WHAT IS NEEDED: Transcribe all of the material below word for word and leave out its pictures.

◇ ◇ ◇

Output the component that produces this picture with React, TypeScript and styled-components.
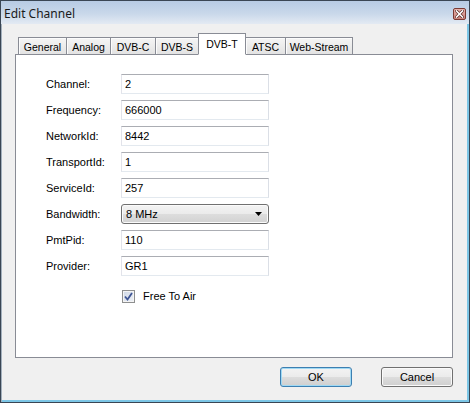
import { Fragment } from 'react';
import styled, { createGlobalStyle } from 'styled-components';

const GlobalStyle = createGlobalStyle`
  * { box-sizing: border-box; }
  html, body {
    margin: 0;
    padding: 0;
    background: #f0f0f0;
  }
  body {
    font-family: "Liberation Sans", Arial, sans-serif;
    font-size: 11px;
    color: #000;
  }
`;

const Window = styled.div`
  width: 470px;
  height: 403px;
  display: flex;
  flex-direction: column;
  background: #f0f0f0;
  border: 1px solid #3a4654;
  box-shadow: inset 1px 0 0 #a3b0bd, inset -2px 0 0 #7cc6e6, inset 0 -2px 0 #7cc6e6;
`;

const TitleBar = styled.div`
  height: 23px;
  display: flex;
  align-items: center;
  justify-content: space-between;
  padding: 1px 3px 0 3px;
  background: linear-gradient(#b7cbe4 0%, #c9d8ea 55%, #e3eaf3 100%);
`;

const Title = styled.span`
  font-family: "Noto Sans", "Open Sans", sans-serif;
  font-size: 12px;
  color: #1a1a1a;
`;

const CloseButton = styled.div`
  width: 13px;
  height: 12px;
  margin-top: 2px;
  border: 1px solid #7b3a33;
  border-radius: 2px;
  background: linear-gradient(#e8b3ad, #c9837b);
  display: flex;
  align-items: center;
  justify-content: center;
`;

const Body = styled.div`
  flex: 1;
  display: flex;
  flex-direction: column;
  padding: 9px 16px 0 14px;
`;

const TabStrip = styled.div`
  height: 22px;
  display: flex;
  align-items: flex-end;
  padding-left: 3px;
  margin-bottom: -1px;
  position: relative;
  z-index: 1;
`;

const Tab = styled.div<{ $w: number; $active?: boolean }>`
  width: ${(p) => p.$w}px;
  height: ${(p) => (p.$active ? 22 : 18)}px;
  margin-left: -1px;
  display: flex;
  align-items: center;
  justify-content: center;
  font-size: 10.5px;
  border: 1px solid #898c95;
  border-bottom-color: ${(p) => (p.$active ? '#fff' : '#898c95')};
  background: ${(p) =>
    p.$active ? '#fff' : 'linear-gradient(#f5f5f5, #e3e3e3)'};
  box-shadow: ${(p) => (p.$active ? 'none' : 'inset 1px 1px 0 #fcfcfc')};
  position: relative;
  z-index: ${(p) => (p.$active ? 2 : 1)};
  padding-top: ${(p) => (p.$active ? 0 : 1)}px;
  &:first-child {
    margin-left: 0;
  }
`;

const Panel = styled.div`
  height: 304px;
  border: 1px solid #898c95;
  background: #fff;
  padding: 19px 0 0 30px;
`;

const Form = styled.div`
  display: grid;
  grid-template-columns: 75px 148px;
  grid-auto-rows: 20px;
  row-gap: 6px;
  align-items: center;
`;

const Label = styled.span`
  white-space: nowrap;
`;

const TextBox = styled.input`
  height: 20px;
  width: 100%;
  margin: 0;
  padding: 0 3px;
  border: 1px solid;
  border-color: #abadb3 #dbdfe6 #e3e9ef #e2e3ea;
  font-family: "Liberation Sans", Arial, sans-serif;
  font-size: 11px;
  color: #000;
  background: #fff;
  outline: none;
`;

const Combo = styled.div`
  height: 20px;
  display: flex;
  align-items: center;
  justify-content: space-between;
  padding: 0 6px 0 4px;
  border: 1px solid #707070;
  border-radius: 3px;
  background: linear-gradient(#f3f3f3 0%, #ebebeb 50%, #dddddd 51%, #d2d2d2 100%);
  box-shadow: inset 0 0 0 1px #fbfbfb;
`;

const CheckRow = styled.label`
  grid-column: 2;
  height: 13px;
  margin-top: 8px;
  display: flex;
  align-items: center;
  gap: 8px;
  padding-left: 1px;
`;

const CheckBox = styled.span`
  width: 13px;
  height: 13px;
  border: 1px solid #8e8f8f;
  background: linear-gradient(135deg, #cfd8e6, #eef1f6);
  box-shadow: inset 0 0 0 1px #f4f4f4;
  display: flex;
  align-items: center;
  justify-content: center;
`;

const ButtonRow = styled.div`
  display: flex;
  justify-content: flex-end;
  gap: 29px;
  margin-top: 9px;
`;

const Button = styled.button<{ $default?: boolean }>`
  width: 72px;
  height: 20px;
  margin: 0;
  padding: 0;
  font-family: "Liberation Sans", Arial, sans-serif;
  font-size: 11px;
  color: #000;
  border: 1px solid ${(p) => (p.$default ? '#3c7fb1' : '#707070')};
  border-radius: 3px;
  background: linear-gradient(#f3f3f3 0%, #ebebeb 50%, #dddddd 51%, #cfcfcf 100%);
  box-shadow: inset 0 0 0 1px ${(p) => (p.$default ? '#9fd9f4' : '#fafafa')};
`;

const tabs = [
  { name: 'General', w: 49 },
  { name: 'Analog', w: 45 },
  { name: 'DVB-C', w: 46 },
  { name: 'DVB-S', w: 44 },
  { name: 'DVB-T', w: 48, active: true },
  { name: 'ATSC', w: 41 },
  { name: 'Web-Stream', w: 68 },
];

const fields: [string, string][] = [
  ['Channel:', '2'],
  ['Frequency:', '666000'],
  ['NetworkId:', '8442'],
  ['TransportId:', '1'],
  ['ServiceId:', '257'],
];

const fieldsAfter: [string, string][] = [
  ['PmtPid:', '110'],
  ['Provider:', 'GR1'],
];

function FieldRow({ label, value }: { label: string; value: string }) {
  return (
    <Fragment>
      <Label>{label}</Label>
      <TextBox readOnly defaultValue={value} />
    </Fragment>
  );
}

export default function App() {
  return (
    <>
      <GlobalStyle />
      <Window>
        <TitleBar>
          <Title>Edit Channel</Title>
          <CloseButton>
            <svg width="9" height="8" viewBox="0 0 9 8">
              <path d="M1.5 1 L7.5 7 M7.5 1 L1.5 7" stroke="#5a2a25" strokeWidth="3" strokeLinecap="square" />
              <path d="M1.5 1 L7.5 7 M7.5 1 L1.5 7" stroke="#fff" strokeWidth="1.6" strokeLinecap="square" />
            </svg>
          </CloseButton>
        </TitleBar>
        <Body>
          <TabStrip>
            {tabs.map((t) => (
              <Tab key={t.name} $w={t.w} $active={t.active}>
                {t.name}
              </Tab>
            ))}
          </TabStrip>
          <Panel>
            <Form>
              {fields.map(([label, value]) => (
                <FieldRow key={label} label={label} value={value} />
              ))}
              <Label>Bandwidth:</Label>
              <Combo>
                <span>8 MHz</span>
                <svg width="7" height="4" viewBox="0 0 7 4">
                  <path d="M0 0 H7 L3.5 4 Z" fill="#000" />
                </svg>
              </Combo>
              {fieldsAfter.map(([label, value]) => (
                <FieldRow key={label} label={label} value={value} />
              ))}
              <CheckRow>
                <CheckBox>
                  <svg width="9" height="9" viewBox="0 0 9 9">
                    <path d="M1 4.5 L3.5 7.5 L8 1" stroke="#3f5594" strokeWidth="1.8" fill="none" />
                  </svg>
                </CheckBox>
                Free To Air
              </CheckRow>
            </Form>
          </Panel>
          <ButtonRow>
            <Button $default>OK</Button>
            <Button>Cancel</Button>
          </ButtonRow>
        </Body>
      </Window>
    </>
  );
}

◇ ◇ ◇

SOLUTION FOR THIS TASK:
Output the component that produces this picture with React, TypeScript and styled-components.
import { Fragment } from 'react';
import styled, { createGlobalStyle } from 'styled-components';

const GlobalStyle = createGlobalStyle`
  * { box-sizing: border-box; }
  html, body {
    margin: 0;
    padding: 0;
    background: #f0f0f0;
  }
  body {
    font-family: "Liberation Sans", Arial, sans-serif;
    font-size: 11px;
    color: #000;
  }
`;

const Window = styled.div`
  width: 470px;
  height: 403px;
  display: flex;
  flex-direction: column;
  background: #f0f0f0;
  border: 1px solid #3a4654;
  box-shadow: inset 1px 0 0 #a3b0bd, inset -2px 0 0 #7cc6e6, inset 0 -2px 0 #7cc6e6;
`;

const TitleBar = styled.div`
  height: 23px;
  display: flex;
  align-items: center;
  justify-content: space-between;
  padding: 1px 3px 0 3px;
  background: linear-gradient(#b7cbe4 0%, #c9d8ea 55%, #e3eaf3 100%);
`;

const Title = styled.span`
  font-family: "Noto Sans", "Open Sans", sans-serif;
  font-size: 12px;
  color: #1a1a1a;
`;

const CloseButton = styled.div`
  width: 13px;
  height: 12px;
  margin-top: 2px;
  border: 1px solid #7b3a33;
  border-radius: 2px;
  background: linear-gradient(#e8b3ad, #c9837b);
  display: flex;
  align-items: center;
  justify-content: center;
`;

const Body = styled.div`
  flex: 1;
  display: flex;
  flex-direction: column;
  padding: 9px 16px 0 14px;
`;

const TabStrip = styled.div`
  height: 22px;
  display: flex;
  align-items: flex-end;
  padding-left: 3px;
  margin-bottom: -1px;
  position: relative;
  z-index: 1;
`;

const Tab = styled.div<{ $w: number; $active?: boolean }>`
  width: ${(p) => p.$w}px;
  height: ${(p) => (p.$active ? 22 : 18)}px;
  margin-left: -1px;
  display: flex;
  align-items: center;
  justify-content: center;
  font-size: 10.5px;
  border: 1px solid #898c95;
  border-bottom-color: ${(p) => (p.$active ? '#fff' : '#898c95')};
  background: ${(p) =>
    p.$active ? '#fff' : 'linear-gradient(#f5f5f5, #e3e3e3)'};
  box-shadow: ${(p) => (p.$active ? 'none' : 'inset 1px 1px 0 #fcfcfc')};
  position: relative;
  z-index: ${(p) => (p.$active ? 2 : 1)};
  padding-top: ${(p) => (p.$active ? 0 : 1)}px;
  &:first-child {
    margin-left: 0;
  }
`;

const Panel = styled.div`
  height: 304px;
  border: 1px solid #898c95;
  background: #fff;
  padding: 19px 0 0 30px;
`;

const Form = styled.div`
  display: grid;
  grid-template-columns: 75px 148px;
  grid-auto-rows: 20px;
  row-gap: 6px;
  align-items: center;
`;

const Label = styled.span`
  white-space: nowrap;
`;

const TextBox = styled.input`
  height: 20px;
  width: 100%;
  margin: 0;
  padding: 0 3px;
  border: 1px solid;
  border-color: #abadb3 #dbdfe6 #e3e9ef #e2e3ea;
  font-family: "Liberation Sans", Arial, sans-serif;
  font-size: 11px;
  color: #000;
  background: #fff;
  outline: none;
`;

const Combo = styled.div`
  height: 20px;
  display: flex;
  align-items: center;
  justify-content: space-between;
  padding: 0 6px 0 4px;
  border: 1px solid #707070;
  border-radius: 3px;
  background: linear-gradient(#f3f3f3 0%, #ebebeb 50%, #dddddd 51%, #d2d2d2 100%);
  box-shadow: inset 0 0 0 1px #fbfbfb;
`;

const CheckRow = styled.label`
  grid-column: 2;
  height: 13px;
  margin-top: 8px;
  display: flex;
  align-items: center;
  gap: 8px;
  padding-left: 1px;
`;

const CheckBox = styled.span`
  width: 13px;
  height: 13px;
  border: 1px solid #8e8f8f;
  background: linear-gradient(135deg, #cfd8e6, #eef1f6);
  box-shadow: inset 0 0 0 1px #f4f4f4;
  display: flex;
  align-items: center;
  justify-content: center;
`;

const ButtonRow = styled.div`
  display: flex;
  justify-content: flex-end;
  gap: 29px;
  margin-top: 9px;
`;

const Button = styled.button<{ $default?: boolean }>`
  width: 72px;
  height: 20px;
  margin: 0;
  padding: 0;
  font-family: "Liberation Sans", Arial, sans-serif;
  font-size: 11px;
  color: #000;
  border: 1px solid ${(p) => (p.$default ? '#3c7fb1' : '#707070')};
  border-radius: 3px;
  background: linear-gradient(#f3f3f3 0%, #ebebeb 50%, #dddddd 51%, #cfcfcf 100%);
  box-shadow: inset 0 0 0 1px ${(p) => (p.$default ? '#9fd9f4' : '#fafafa')};
`;

const tabs = [
  { name: 'General', w: 49 },
  { name: 'Analog', w: 45 },
  { name: 'DVB-C', w: 46 },
  { name: 'DVB-S', w: 44 },
  { name: 'DVB-T', w: 48, active: true },
  { name: 'ATSC', w: 41 },
  { name: 'Web-Stream', w: 68 },
];

const fields: [string, string][] = [
  ['Channel:', '2'],
  ['Frequency:', '666000'],
  ['NetworkId:', '8442'],
  ['TransportId:', '1'],
  ['ServiceId:', '257'],
];

const fieldsAfter: [string, string][] = [
  ['PmtPid:', '110'],
  ['Provider:', 'GR1'],
];

function FieldRow({ label, value }: { label: string; value: string }) {
  return (
    <Fragment>
      <Label>{label}</Label>
      <TextBox readOnly defaultValue={value} />
    </Fragment>
  );
}

export default function App() {
  return (
    <>
      <GlobalStyle />
      <Window>
        <TitleBar>
          <Title>Edit Channel</Title>
          <CloseButton>
            <svg width="9" height="8" viewBox="0 0 9 8">
              <path d="M1.5 1 L7.5 7 M7.5 1 L1.5 7" stroke="#5a2a25" strokeWidth="3" strokeLinecap="square" />
              <path d="M1.5 1 L7.5 7 M7.5 1 L1.5 7" stroke="#fff" strokeWidth="1.6" strokeLinecap="square" />
            </svg>
          </CloseButton>
        </TitleBar>
        <Body>
          <TabStrip>
            {tabs.map((t) => (
              <Tab key={t.name} $w={t.w} $active={t.active}>
                {t.name}
              </Tab>
            ))}
          </TabStrip>
          <Panel>
            <Form>
              {fields.map(([label, value]) => (
                <FieldRow key={label} label={label} value={value} />
              ))}
              <Label>Bandwidth:</Label>
              <Combo>
                <span>8 MHz</span>
                <svg width="7" height="4" viewBox="0 0 7 4">
                  <path d="M0 0 H7 L3.5 4 Z" fill="#000" />
                </svg>
              </Combo>
              {fieldsAfter.map(([label, value]) => (
                <FieldRow key={label} label={label} value={value} />
              ))}
              <CheckRow>
                <CheckBox>
                  <svg width="9" height="9" viewBox="0 0 9 9">
                    <path d="M1 4.5 L3.5 7.5 L8 1" stroke="#3f5594" strokeWidth="1.8" fill="none" />
                  </svg>
                </CheckBox>
                Free To Air
              </CheckRow>
            </Form>
          </Panel>
          <ButtonRow>
            <Button $default>OK</Button>
            <Button>Cancel</Button>
          </ButtonRow>
        </Body>
      </Window>
    </>
  );
}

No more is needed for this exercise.